Had a similar problem. The issue you have is about the GPU cache on the PyTorch side. Try

torch.cuda.empty_cache()

after model call

See How can we release GPU memory cache? - PyTorch Forums

1 Like

Thanks for your answer. I tried to simply add torch.cuda.empty_cache() after each model call, but it didn’t change a thing:

Captura de ecrã 2021-02-16 153806

this is the memory allocation after just a few iterations. The memory keeps leaking.

It sounds like Julia’s garbage collection just isn’t running frequently enough for you, probably because Julia doesn’t know that memory is running low on the CUDA side?

You can explicitly tell Python you are done with an object o from PyCall by calling pydecref(o). (This is safe if you are done with the object: it gets mutated to a NULL object to prevent it from being decref’ed again. Perhaps the function should have been called pydecref!…) Equivalently, you can just call finalize(o).

See also stop using finalizers for resource management? · Issue #11207 · JuliaLang/julia · GitHub and `with` for deterministic destruction · Issue #7721 · JuliaLang/julia · GitHub for discussion of this general issue for resource management in Julia.

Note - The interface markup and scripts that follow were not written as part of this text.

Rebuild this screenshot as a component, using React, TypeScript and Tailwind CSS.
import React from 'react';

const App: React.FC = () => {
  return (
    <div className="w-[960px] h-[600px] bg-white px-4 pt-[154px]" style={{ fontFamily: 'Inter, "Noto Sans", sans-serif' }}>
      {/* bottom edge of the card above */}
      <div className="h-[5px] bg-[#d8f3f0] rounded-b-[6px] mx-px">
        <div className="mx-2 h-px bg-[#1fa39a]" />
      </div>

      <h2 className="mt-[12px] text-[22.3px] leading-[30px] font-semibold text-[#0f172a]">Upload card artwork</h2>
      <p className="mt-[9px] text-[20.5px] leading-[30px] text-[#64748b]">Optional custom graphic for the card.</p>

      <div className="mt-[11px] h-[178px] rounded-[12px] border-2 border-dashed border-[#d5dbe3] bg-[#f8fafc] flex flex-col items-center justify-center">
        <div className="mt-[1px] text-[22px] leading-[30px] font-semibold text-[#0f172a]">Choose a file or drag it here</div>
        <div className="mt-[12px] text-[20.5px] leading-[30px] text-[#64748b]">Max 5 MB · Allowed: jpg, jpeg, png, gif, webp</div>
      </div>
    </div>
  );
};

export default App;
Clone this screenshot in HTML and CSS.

I will take a look at these links and ideas and report back.
So far my solution has been to:

  1. Measure current GPU allocation every step
  2. Once current GPU allocation surpasses my established threshold (say, 50% of total available GPU memory), set the number of elapsed steps as the maximum allowed number of calls before a GC.gc(false) is called (N).
  3. Call GC.gc(false) every N steps.